Front-end source files
________________________

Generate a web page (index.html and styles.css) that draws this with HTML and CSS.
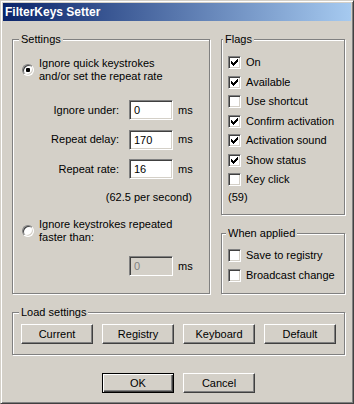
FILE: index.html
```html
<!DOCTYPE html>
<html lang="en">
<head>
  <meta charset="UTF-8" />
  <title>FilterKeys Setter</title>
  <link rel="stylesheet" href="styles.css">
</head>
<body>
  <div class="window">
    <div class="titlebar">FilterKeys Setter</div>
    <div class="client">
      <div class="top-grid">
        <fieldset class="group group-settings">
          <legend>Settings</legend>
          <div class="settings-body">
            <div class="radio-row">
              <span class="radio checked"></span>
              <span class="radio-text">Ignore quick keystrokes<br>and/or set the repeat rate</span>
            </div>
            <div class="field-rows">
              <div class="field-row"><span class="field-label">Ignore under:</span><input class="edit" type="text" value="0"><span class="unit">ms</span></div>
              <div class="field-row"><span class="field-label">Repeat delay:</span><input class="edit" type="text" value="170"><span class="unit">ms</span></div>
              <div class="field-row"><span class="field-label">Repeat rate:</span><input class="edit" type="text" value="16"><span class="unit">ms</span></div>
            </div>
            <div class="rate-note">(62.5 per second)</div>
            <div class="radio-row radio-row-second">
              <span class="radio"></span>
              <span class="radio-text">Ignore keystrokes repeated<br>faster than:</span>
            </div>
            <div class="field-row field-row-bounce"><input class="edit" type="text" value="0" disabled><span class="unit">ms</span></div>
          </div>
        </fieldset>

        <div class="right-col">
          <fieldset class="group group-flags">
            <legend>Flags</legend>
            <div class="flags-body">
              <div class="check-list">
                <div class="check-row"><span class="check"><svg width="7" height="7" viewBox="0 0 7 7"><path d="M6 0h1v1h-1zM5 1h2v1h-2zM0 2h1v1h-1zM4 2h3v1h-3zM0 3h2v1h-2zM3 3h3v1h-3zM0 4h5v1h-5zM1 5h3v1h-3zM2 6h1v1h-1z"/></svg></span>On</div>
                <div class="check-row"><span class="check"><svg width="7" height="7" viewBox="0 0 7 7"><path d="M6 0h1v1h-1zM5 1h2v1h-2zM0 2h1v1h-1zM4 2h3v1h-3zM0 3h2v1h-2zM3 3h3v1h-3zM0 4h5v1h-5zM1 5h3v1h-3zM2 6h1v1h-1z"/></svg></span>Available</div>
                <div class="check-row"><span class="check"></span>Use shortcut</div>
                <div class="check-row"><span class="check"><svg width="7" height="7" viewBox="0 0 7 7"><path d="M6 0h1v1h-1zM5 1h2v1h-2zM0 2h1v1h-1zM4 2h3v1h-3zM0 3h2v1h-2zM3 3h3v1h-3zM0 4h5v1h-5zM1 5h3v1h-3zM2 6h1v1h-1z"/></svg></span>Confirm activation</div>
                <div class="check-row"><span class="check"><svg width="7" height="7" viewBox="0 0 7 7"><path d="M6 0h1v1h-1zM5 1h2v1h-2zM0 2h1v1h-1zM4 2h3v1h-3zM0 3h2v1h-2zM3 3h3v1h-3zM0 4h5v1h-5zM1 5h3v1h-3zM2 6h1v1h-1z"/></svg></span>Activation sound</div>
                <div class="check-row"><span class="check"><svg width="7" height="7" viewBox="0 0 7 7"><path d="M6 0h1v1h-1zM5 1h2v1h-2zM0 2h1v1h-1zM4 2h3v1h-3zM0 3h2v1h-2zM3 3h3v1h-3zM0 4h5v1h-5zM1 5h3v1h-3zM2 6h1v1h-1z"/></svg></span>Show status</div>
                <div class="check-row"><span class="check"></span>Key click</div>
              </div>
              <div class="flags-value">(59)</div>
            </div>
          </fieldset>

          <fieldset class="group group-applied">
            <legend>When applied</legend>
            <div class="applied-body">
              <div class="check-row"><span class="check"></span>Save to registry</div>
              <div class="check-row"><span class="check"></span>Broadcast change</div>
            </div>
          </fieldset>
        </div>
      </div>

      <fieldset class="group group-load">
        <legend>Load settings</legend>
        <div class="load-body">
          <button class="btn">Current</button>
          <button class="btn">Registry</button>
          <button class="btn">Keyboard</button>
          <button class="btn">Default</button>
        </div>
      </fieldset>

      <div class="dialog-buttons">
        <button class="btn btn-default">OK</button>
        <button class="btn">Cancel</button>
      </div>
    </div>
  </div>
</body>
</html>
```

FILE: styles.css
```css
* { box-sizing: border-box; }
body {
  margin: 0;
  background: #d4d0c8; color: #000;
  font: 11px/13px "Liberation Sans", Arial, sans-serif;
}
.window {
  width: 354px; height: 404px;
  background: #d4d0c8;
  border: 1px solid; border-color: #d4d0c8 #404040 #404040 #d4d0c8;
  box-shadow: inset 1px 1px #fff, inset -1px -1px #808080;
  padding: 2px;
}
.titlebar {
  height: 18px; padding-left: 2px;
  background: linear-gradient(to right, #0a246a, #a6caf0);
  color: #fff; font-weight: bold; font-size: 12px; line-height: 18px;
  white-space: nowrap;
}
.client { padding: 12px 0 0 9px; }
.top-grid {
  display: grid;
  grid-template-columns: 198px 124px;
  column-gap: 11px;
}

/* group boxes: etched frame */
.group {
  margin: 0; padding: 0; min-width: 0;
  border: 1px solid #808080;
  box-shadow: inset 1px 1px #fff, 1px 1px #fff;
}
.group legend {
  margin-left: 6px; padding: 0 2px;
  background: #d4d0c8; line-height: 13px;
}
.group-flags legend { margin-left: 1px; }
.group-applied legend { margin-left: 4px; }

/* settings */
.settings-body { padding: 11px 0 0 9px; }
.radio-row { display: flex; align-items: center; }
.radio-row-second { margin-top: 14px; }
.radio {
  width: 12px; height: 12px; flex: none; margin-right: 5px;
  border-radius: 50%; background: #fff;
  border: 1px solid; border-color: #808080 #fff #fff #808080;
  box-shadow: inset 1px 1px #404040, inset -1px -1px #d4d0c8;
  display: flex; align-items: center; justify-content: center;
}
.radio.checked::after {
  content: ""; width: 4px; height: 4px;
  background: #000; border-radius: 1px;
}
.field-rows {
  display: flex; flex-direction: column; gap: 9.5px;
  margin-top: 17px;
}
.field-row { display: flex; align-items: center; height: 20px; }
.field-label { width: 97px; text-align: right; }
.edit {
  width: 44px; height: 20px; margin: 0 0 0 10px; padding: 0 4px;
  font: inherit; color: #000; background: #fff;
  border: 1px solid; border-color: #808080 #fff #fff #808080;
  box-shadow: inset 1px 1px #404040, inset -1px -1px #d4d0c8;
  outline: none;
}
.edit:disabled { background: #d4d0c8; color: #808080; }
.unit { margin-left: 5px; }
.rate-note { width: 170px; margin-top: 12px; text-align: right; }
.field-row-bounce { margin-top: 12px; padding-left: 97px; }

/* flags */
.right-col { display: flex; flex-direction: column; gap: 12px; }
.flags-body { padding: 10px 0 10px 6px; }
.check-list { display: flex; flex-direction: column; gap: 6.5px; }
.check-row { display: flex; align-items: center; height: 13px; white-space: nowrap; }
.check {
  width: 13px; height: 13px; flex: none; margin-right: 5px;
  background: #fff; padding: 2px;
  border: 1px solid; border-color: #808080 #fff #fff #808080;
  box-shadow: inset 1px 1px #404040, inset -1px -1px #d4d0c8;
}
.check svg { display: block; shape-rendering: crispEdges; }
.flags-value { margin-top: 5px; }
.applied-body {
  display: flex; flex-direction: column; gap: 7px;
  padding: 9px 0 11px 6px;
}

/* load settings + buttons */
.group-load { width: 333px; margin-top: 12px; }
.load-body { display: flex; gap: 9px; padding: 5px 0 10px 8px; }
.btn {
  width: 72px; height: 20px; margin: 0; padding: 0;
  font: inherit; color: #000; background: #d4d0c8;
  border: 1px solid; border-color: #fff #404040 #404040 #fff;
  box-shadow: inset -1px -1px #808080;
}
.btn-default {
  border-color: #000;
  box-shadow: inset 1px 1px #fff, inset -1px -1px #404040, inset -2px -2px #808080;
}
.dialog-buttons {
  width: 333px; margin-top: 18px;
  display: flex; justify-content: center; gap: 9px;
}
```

________________________

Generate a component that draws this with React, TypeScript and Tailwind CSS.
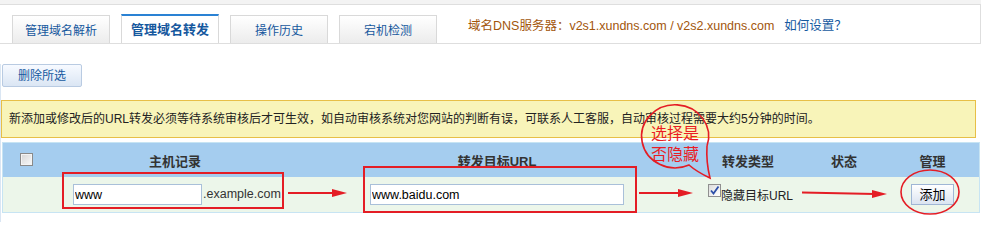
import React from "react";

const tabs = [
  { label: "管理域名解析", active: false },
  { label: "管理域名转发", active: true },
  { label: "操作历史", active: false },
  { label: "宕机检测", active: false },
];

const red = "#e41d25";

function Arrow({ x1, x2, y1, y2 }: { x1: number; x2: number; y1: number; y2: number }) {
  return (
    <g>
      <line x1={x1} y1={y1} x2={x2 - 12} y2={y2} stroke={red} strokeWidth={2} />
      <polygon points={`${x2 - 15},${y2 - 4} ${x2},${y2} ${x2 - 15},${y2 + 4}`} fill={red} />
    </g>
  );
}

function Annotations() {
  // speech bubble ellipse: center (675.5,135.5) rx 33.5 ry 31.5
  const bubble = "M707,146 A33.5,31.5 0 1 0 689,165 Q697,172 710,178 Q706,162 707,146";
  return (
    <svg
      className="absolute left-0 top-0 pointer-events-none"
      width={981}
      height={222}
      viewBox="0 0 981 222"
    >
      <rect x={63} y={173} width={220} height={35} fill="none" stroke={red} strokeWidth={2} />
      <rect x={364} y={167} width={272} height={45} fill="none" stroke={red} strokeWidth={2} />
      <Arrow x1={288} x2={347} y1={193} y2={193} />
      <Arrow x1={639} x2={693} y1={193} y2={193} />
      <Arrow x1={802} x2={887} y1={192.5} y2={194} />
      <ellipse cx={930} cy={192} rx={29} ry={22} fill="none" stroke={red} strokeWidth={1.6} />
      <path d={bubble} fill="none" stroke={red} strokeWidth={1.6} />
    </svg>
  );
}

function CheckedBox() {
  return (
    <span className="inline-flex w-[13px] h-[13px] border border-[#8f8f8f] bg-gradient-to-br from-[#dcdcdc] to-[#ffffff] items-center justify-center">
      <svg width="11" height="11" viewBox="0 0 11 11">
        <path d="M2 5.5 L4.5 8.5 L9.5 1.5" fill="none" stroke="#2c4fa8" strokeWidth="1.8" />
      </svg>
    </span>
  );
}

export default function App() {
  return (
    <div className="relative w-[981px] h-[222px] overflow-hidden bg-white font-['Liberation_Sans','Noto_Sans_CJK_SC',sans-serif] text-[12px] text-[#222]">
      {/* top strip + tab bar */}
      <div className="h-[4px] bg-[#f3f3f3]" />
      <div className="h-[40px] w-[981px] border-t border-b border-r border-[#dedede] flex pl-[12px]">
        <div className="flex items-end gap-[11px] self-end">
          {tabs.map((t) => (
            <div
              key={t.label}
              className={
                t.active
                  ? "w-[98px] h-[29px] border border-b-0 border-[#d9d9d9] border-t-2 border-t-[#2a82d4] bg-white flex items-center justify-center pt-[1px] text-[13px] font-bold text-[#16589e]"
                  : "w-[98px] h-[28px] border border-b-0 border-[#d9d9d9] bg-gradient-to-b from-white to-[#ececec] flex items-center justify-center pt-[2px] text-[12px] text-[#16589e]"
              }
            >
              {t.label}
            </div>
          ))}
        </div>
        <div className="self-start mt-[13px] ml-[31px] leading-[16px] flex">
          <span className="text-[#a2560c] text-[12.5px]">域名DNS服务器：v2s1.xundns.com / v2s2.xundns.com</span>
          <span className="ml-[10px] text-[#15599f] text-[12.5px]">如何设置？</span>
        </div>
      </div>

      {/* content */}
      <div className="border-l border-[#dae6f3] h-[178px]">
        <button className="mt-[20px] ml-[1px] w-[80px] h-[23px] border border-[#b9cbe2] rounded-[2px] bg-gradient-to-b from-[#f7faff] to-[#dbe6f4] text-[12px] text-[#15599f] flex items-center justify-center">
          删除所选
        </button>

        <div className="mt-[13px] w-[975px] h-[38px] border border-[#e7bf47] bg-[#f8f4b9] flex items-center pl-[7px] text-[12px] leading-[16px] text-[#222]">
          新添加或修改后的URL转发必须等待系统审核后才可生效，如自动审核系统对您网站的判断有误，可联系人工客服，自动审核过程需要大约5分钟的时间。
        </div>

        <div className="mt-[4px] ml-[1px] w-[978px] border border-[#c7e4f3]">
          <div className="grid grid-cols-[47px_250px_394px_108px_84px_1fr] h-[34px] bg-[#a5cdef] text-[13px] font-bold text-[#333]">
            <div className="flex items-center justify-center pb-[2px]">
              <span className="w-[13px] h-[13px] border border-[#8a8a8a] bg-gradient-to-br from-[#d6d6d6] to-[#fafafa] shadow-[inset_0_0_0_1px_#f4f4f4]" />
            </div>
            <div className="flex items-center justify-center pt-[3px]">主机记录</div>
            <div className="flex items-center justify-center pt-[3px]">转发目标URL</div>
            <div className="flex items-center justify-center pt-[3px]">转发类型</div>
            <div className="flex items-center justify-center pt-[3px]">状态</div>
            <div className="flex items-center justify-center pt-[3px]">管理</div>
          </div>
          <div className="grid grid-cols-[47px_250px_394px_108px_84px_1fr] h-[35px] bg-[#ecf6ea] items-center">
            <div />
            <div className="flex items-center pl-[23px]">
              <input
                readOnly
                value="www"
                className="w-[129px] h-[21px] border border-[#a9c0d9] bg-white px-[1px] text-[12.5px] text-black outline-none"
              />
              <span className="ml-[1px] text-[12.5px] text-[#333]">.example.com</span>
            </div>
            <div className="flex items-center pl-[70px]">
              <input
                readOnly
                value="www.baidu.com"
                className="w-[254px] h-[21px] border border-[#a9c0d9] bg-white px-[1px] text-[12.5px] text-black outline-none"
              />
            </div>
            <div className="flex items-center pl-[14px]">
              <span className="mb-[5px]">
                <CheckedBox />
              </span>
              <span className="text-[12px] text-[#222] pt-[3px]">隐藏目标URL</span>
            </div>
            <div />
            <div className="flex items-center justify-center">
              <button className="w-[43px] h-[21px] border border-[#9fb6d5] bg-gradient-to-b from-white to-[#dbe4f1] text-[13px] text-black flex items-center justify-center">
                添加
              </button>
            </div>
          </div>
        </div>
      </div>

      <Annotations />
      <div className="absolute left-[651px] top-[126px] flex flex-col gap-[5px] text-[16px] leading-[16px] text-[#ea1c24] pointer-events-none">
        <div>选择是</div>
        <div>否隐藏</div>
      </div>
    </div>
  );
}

________________________

Instruction -> Across all the entries, count the lines that contain the word "index" and give the number by itself.

Solution to this exercise -> 2